Но справедливо ли обвинять Достоевского в своего рода идейном провокаторстве, если его вопрос носил заведомо риторический характер и был обращён не только к Тургеневу, а ко всей либеральной партии, причём без всякой надежды на убедительный ответ?
Да и что мог ответить Достоевскому Тургенев, если бы даже и захотел? Он лишь развёл руками: этот молчаливый жест означал, что они говорят на разных языках.
Изучение мотивов«Хорош Достоевский! – восклицал Анненков в письме к Стасюлевичу, – не распознал у Тургенева идеалов и пожелал на обеде его выставить его пунцовым драконом, каковые китайцы пишут на своих знамёнах… А между тем люди эти (Достоевский и Салтыков. – И.В.) не Авсеенки и Маркевичи и, несомненно, высокие таланты и честные деятели»[217].

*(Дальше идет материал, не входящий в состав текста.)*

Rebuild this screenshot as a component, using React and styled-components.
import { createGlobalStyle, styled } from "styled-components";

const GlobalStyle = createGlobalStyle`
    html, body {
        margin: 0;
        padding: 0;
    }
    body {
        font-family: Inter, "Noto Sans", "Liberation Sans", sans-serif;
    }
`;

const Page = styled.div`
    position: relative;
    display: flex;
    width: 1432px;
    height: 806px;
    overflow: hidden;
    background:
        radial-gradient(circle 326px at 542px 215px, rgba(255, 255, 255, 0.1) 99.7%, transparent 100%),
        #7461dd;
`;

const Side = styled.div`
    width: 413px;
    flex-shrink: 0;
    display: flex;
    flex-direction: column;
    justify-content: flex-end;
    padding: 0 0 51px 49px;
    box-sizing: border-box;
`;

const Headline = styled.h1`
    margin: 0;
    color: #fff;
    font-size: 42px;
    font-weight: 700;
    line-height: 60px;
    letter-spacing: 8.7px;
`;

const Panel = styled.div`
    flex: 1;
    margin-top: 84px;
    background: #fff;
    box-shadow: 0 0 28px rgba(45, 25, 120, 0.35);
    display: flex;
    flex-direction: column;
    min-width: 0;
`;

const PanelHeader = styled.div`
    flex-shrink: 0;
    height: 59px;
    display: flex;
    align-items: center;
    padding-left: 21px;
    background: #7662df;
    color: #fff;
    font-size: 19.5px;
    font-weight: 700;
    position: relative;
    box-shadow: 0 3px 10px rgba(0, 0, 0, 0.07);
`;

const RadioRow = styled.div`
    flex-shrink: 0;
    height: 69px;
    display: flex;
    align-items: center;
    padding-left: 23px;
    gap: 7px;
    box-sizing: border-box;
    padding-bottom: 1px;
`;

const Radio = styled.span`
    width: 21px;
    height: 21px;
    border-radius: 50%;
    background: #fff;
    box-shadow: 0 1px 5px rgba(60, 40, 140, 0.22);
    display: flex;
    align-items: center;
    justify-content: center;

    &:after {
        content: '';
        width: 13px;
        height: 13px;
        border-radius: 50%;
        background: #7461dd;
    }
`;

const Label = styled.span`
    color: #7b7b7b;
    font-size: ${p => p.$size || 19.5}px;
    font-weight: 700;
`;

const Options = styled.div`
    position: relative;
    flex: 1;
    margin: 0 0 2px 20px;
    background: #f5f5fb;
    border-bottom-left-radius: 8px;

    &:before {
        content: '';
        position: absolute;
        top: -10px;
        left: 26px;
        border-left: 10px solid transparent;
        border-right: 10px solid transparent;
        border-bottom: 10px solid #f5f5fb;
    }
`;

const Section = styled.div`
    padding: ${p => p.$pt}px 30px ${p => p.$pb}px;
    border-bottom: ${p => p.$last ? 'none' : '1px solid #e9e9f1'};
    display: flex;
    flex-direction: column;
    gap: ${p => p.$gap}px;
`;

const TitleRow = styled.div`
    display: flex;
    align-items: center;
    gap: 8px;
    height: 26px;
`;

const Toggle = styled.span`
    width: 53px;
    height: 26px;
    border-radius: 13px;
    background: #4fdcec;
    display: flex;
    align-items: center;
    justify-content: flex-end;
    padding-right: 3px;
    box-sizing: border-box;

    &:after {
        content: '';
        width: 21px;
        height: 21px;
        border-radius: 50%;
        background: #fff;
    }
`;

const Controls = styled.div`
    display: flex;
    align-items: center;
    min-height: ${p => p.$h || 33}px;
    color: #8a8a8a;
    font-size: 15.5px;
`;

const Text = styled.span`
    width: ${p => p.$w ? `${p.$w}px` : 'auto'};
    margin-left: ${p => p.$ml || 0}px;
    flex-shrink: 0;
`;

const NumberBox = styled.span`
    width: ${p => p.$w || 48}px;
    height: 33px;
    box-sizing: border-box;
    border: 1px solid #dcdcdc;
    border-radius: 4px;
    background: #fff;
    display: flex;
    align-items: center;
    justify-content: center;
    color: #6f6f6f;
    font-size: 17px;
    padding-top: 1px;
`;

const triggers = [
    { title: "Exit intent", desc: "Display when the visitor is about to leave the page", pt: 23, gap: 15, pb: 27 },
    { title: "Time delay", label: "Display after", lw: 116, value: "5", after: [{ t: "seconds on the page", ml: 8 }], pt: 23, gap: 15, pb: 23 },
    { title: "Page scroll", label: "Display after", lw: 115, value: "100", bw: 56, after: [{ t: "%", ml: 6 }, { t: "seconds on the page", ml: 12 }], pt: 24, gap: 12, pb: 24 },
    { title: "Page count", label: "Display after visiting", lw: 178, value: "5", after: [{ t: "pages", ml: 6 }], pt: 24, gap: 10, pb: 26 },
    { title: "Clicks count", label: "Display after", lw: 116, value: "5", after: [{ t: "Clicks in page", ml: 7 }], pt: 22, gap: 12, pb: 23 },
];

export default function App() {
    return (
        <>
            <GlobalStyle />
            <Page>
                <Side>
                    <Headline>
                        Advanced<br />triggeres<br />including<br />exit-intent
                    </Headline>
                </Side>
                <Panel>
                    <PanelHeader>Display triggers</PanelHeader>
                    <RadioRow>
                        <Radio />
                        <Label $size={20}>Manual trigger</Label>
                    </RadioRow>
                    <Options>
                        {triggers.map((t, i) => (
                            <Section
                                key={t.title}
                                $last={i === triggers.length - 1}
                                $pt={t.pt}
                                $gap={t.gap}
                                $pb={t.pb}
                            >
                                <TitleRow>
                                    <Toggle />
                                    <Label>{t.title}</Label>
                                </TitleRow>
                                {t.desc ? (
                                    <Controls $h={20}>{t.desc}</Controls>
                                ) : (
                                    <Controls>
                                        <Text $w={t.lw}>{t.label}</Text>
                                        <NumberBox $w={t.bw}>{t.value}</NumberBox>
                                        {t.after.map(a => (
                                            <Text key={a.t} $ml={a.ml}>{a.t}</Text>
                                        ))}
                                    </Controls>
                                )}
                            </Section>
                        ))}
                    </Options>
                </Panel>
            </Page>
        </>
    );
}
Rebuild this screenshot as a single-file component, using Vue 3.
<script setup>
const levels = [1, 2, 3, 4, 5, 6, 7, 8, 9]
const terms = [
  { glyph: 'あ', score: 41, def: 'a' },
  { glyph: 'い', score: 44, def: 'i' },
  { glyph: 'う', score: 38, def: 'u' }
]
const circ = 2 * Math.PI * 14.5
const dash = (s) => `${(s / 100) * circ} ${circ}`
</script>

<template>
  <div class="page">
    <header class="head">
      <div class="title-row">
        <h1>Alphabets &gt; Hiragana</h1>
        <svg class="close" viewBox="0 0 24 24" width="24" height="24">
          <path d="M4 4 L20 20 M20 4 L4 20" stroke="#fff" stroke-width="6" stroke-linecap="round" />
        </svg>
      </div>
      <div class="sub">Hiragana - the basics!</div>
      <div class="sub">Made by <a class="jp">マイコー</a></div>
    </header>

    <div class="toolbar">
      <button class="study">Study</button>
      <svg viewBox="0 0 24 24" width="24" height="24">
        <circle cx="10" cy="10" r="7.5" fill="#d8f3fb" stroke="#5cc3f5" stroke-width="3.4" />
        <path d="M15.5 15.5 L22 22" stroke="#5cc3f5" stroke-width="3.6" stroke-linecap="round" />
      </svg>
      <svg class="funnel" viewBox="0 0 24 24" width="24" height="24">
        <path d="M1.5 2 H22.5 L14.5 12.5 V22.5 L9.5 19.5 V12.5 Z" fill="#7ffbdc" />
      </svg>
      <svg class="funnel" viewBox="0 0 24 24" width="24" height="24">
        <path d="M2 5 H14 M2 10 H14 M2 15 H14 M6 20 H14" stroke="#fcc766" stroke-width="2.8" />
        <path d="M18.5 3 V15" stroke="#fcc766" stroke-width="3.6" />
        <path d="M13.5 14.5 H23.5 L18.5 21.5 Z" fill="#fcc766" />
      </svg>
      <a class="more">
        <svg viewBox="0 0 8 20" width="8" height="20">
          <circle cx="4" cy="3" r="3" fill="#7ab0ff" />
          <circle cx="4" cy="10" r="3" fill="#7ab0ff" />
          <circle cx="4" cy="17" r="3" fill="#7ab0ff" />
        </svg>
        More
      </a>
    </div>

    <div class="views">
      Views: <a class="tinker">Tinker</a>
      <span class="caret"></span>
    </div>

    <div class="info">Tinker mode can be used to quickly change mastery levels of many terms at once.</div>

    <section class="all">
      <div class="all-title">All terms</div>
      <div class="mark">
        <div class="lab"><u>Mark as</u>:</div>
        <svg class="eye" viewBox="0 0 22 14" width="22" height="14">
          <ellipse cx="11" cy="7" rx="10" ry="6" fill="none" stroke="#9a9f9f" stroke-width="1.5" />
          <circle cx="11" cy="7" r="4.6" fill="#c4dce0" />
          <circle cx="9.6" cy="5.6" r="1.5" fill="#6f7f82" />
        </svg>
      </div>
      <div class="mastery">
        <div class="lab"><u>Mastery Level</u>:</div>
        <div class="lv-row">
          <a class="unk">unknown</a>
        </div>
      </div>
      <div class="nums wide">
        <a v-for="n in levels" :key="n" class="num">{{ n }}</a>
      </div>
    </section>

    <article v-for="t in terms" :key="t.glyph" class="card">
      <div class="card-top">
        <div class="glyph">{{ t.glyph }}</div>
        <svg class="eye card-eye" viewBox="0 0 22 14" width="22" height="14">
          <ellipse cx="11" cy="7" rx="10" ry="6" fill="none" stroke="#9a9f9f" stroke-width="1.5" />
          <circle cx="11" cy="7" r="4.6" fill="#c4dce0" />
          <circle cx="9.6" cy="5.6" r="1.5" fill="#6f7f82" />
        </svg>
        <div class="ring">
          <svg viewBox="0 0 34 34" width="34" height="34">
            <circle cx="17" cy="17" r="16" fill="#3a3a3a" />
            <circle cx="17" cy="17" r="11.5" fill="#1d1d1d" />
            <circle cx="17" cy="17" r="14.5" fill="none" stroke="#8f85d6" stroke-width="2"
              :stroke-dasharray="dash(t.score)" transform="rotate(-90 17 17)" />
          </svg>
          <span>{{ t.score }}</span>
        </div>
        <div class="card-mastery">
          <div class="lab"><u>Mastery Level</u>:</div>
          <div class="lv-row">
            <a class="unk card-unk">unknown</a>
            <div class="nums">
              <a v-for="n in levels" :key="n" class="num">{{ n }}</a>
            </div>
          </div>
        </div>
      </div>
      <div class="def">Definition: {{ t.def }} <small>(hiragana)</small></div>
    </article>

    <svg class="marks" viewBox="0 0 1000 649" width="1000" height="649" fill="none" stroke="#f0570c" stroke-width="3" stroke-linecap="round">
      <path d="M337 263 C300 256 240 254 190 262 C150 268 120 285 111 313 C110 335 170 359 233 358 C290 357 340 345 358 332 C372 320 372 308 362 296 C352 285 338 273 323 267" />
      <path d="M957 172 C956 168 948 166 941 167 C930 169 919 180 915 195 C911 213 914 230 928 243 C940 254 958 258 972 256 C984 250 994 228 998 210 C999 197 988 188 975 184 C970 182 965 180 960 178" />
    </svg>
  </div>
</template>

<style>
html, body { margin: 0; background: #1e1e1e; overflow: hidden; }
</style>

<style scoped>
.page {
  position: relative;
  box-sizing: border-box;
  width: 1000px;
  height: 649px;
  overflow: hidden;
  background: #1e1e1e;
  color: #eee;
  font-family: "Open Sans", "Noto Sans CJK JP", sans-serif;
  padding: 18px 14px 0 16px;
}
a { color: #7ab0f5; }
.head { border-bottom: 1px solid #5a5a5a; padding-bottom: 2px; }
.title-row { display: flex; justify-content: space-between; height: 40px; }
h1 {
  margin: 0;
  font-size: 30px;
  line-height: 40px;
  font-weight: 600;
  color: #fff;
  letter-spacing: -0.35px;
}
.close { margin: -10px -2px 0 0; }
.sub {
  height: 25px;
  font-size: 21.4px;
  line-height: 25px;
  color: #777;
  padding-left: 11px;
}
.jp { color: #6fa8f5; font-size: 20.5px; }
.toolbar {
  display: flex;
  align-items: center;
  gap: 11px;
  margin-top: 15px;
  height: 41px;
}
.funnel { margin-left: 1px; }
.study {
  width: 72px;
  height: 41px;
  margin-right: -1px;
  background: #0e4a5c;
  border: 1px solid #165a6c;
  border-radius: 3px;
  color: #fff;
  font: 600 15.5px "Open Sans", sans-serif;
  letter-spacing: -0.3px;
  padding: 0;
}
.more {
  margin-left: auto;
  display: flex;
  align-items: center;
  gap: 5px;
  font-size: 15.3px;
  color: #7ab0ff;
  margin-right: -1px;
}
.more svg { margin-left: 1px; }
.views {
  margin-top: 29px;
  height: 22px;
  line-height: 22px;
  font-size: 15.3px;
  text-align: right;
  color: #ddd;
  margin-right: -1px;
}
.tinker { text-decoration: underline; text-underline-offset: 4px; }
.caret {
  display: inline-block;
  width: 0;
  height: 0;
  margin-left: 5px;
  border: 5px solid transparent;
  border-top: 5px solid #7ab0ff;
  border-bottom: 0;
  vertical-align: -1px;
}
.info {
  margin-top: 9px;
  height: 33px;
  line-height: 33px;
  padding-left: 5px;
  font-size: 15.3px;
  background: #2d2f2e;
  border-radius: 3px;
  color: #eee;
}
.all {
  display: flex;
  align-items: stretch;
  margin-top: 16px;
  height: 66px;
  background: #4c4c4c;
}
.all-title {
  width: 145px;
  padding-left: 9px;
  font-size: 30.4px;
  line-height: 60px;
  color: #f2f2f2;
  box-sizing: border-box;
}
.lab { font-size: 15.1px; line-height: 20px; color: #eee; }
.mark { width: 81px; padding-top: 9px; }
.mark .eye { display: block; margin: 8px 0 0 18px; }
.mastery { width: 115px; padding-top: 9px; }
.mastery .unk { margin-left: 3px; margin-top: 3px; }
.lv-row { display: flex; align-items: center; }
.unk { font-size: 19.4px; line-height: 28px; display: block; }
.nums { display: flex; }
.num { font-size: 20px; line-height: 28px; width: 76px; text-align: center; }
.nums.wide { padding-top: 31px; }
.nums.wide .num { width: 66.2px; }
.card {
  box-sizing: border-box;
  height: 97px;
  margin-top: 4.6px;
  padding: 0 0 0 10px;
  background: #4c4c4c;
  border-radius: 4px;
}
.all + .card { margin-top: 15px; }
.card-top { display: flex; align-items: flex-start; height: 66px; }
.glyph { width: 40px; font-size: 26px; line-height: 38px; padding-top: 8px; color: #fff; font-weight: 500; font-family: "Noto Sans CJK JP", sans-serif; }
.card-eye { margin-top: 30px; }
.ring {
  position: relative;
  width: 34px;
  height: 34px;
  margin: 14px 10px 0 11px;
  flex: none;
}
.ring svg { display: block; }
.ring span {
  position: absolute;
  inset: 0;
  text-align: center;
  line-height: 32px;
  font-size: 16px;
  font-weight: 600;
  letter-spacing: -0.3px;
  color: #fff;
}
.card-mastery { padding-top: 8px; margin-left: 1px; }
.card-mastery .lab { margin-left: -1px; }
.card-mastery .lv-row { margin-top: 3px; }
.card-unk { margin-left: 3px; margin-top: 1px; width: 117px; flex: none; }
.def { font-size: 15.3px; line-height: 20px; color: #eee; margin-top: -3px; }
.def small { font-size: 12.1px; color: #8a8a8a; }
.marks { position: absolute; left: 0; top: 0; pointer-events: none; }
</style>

Достоевский упомянут рядом с Салтыковым: за обоими признается «честность», хотя оба не любят Тургенева (это Анненкову перенести трудно!). Автор письма не задумывается над тем, что и у Салтыкова и у Достоевского – при всей разности политических убеждений – могут существовать какие-то сходные мотивы в их неприязни к автору «Дыма».
И всё-таки: почему Достоевский задал свой вопрос, почему он решился на этот бестактный выпад, который – а он не мог этого не предвидеть – неминуемо должен был повлечь публичный скандал и поставить вопрошавшего в положение двусмысленное и неловкое? Почему он всё-таки сорвался?
Позволим высказать предположение, что этот рискованный шаг был прежде всего неожидан для самого Достоевского. Его вопрос – не рассчитанный и заранее взвешенный тактический ход, не тщательно спланированная (как, скажем, речь того же Тургенева) общественная акция, а – чистая импровизация, импульсивный порыв, эмоциональная реакция на происходящее.
Если бы Достоевский промолчал, он не был бы Достоевским.